This article was first published by Chalkbeat New York on January 15.
A small portion of schools serves an outsize share of students who live in public housing, according to a new report that shows how school zones can fuel disparities.
At 123 elementary and middle schools, or about 9 percent of schools, students who live in subsidized housing make up more than a third of the enrollment, according to a report released Friday by the city’s Independent Budget Office. By contrast, at over 700 other schools, such students account for less than 5 percent of the population.
Experts say the uneven distribution of those students, whose families must have low-to-moderate incomes to qualify for public housing, reflects the way school zones have historically been drawn. In some cases, a school’s catchment area consists almost entirely of public housing buildings.

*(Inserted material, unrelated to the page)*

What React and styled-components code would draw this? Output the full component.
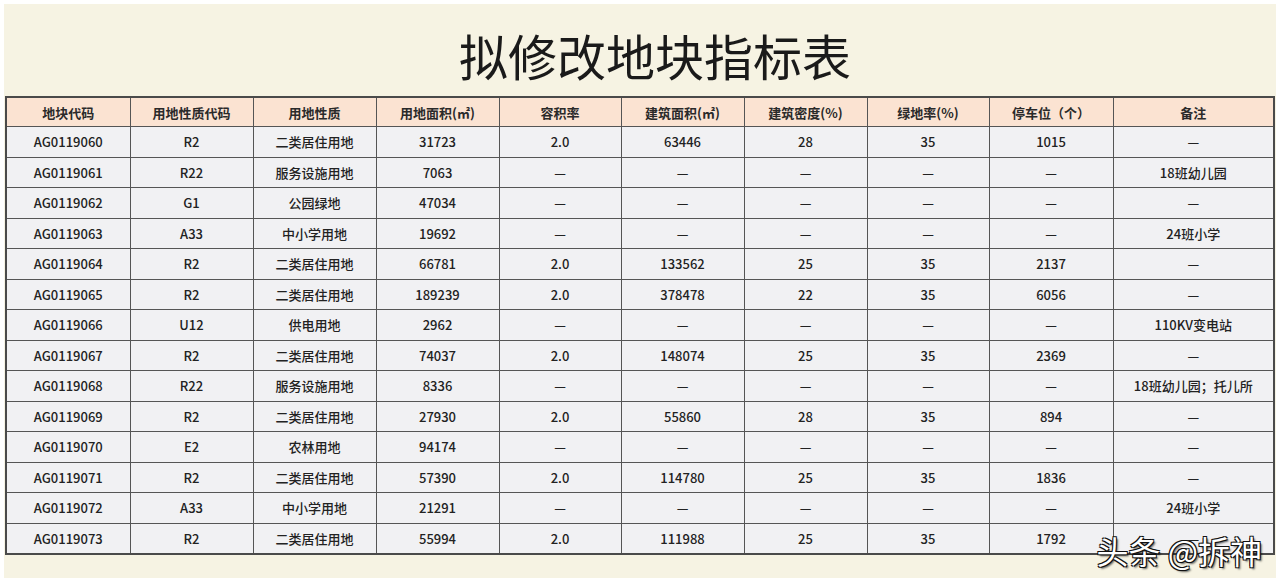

“It’s kind of built into the bones of the school system that when these public houses were built, this is how the zoning maps were drawn,” said Ray Domanico, the IBO’s research director.
Research has long shown that schools with high concentrations of poor students tend to perform worse than schools with more affluent students. In New York City, where housing projects sometimes butt up against high-priced condominium buildings, stark disparities can develop between neighboring schools with vastly different concentrations of low-income students.

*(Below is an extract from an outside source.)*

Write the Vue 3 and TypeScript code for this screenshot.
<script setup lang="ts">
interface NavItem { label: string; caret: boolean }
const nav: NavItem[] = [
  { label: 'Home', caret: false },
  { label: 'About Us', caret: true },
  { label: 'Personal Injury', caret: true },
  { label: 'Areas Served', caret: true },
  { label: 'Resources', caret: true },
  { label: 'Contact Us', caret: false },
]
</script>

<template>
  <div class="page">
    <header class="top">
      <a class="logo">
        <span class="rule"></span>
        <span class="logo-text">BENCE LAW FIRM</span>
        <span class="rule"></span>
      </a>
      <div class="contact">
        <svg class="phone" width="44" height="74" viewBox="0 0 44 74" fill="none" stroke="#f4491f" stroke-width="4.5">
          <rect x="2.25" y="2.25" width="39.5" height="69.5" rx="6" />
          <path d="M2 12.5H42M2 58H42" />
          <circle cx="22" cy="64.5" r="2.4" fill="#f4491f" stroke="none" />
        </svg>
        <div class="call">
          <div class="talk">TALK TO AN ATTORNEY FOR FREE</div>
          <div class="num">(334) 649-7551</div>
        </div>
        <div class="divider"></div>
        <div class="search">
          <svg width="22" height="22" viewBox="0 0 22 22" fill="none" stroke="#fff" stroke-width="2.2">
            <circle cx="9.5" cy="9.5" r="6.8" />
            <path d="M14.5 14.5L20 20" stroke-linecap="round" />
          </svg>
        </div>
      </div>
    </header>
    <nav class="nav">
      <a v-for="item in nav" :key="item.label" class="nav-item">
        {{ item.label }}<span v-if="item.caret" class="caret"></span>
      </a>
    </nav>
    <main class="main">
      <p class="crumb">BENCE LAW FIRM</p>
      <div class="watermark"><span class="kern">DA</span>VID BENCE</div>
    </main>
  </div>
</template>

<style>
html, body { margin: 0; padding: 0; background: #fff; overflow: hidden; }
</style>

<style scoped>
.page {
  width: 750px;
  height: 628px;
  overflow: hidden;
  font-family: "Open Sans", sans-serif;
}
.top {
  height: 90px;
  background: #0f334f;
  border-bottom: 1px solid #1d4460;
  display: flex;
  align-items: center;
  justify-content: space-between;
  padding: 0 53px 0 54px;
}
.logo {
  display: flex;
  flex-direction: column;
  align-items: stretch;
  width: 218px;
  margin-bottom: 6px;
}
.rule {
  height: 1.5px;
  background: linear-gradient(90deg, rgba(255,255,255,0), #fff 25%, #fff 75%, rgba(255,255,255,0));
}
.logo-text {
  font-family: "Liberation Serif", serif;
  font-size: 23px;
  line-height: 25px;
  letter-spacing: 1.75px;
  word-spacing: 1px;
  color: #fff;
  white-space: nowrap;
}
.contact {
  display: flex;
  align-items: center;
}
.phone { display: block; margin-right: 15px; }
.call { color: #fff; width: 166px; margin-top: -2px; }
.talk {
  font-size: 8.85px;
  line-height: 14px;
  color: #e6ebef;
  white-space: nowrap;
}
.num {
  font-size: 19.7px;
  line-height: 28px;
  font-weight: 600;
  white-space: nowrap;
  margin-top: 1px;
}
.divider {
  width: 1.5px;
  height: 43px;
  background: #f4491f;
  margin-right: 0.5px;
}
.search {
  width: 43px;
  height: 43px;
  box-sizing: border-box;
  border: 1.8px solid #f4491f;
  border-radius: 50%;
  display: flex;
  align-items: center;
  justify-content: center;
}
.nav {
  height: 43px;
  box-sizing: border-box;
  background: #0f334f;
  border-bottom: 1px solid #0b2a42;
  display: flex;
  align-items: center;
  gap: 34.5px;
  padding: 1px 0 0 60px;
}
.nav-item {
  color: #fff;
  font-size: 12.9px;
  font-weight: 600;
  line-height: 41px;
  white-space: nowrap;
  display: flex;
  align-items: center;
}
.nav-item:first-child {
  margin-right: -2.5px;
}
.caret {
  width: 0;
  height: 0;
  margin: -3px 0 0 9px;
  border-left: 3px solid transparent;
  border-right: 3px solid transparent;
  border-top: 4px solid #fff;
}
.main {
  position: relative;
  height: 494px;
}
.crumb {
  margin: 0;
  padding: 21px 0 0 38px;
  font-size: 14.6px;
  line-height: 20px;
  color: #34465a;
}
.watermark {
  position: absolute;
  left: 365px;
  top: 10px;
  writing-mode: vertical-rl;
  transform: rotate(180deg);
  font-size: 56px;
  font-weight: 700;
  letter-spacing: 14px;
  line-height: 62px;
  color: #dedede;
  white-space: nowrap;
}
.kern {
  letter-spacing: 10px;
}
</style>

That is the case with two neighboring schools on Manhattan’s Upper West Side, whose zones the city recently proposed redrawing.
P.S. 191’s zone encompasses much of the adjacent Amsterdam Houses, leaving the school with an enrollment that is 90 percent low-income. Just nine blocks away, P.S. 199’s zone is filled with apartments that can cost upwards of $1 million; just 8 percent of its students are poor. P.S. 199’s state test scores soar above the city average, while P.S. 191’s fall far below it.

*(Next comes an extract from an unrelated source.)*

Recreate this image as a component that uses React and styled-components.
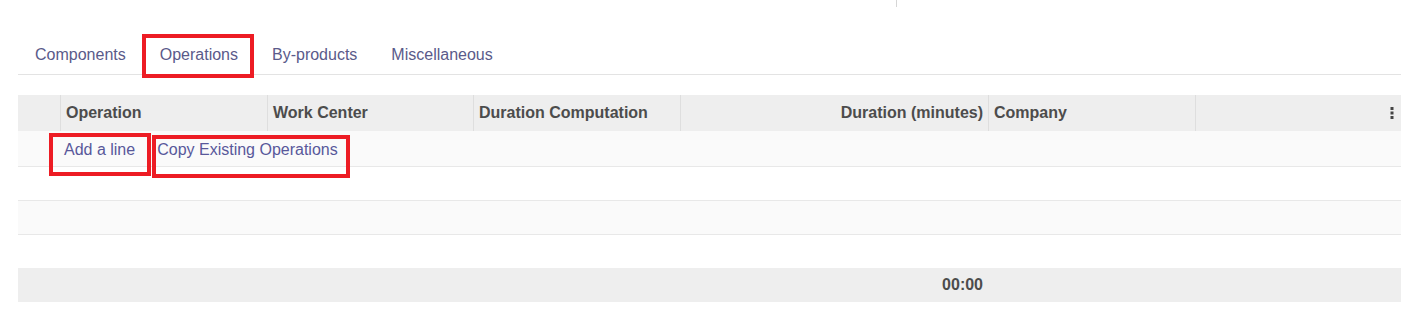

The proposed rezoning would have shifted some P.S. 199 families to 191. The city agreed to table the plan after a fierce backlash from families in the wealthier school’s zone.
Noah Gotbaum, a member of the district’s community education council, said the situation exemplified how hard it can be to convince some families to send their children to schools that serve many students from public housing — even when gentrification draws those families into the same neighborhoods.
“Because the school is dominated by the housing projects,” he said, “the non-minority families that move into the zone tend not to send their kids to the school.”
Not all housing projects are zoned for a single school. Some are split up so that several different schools each have a few buildings from a particular project, explained Nicole Mader, the education policy analyst at the New School’s Center for New York City Affairs.
The IBO report found that the average K-8 student attends a school where 8 percent of pupils live in public housing. In 2013, 95,000 students lived in public housing, or about 9 percent of all public school students, according to the report.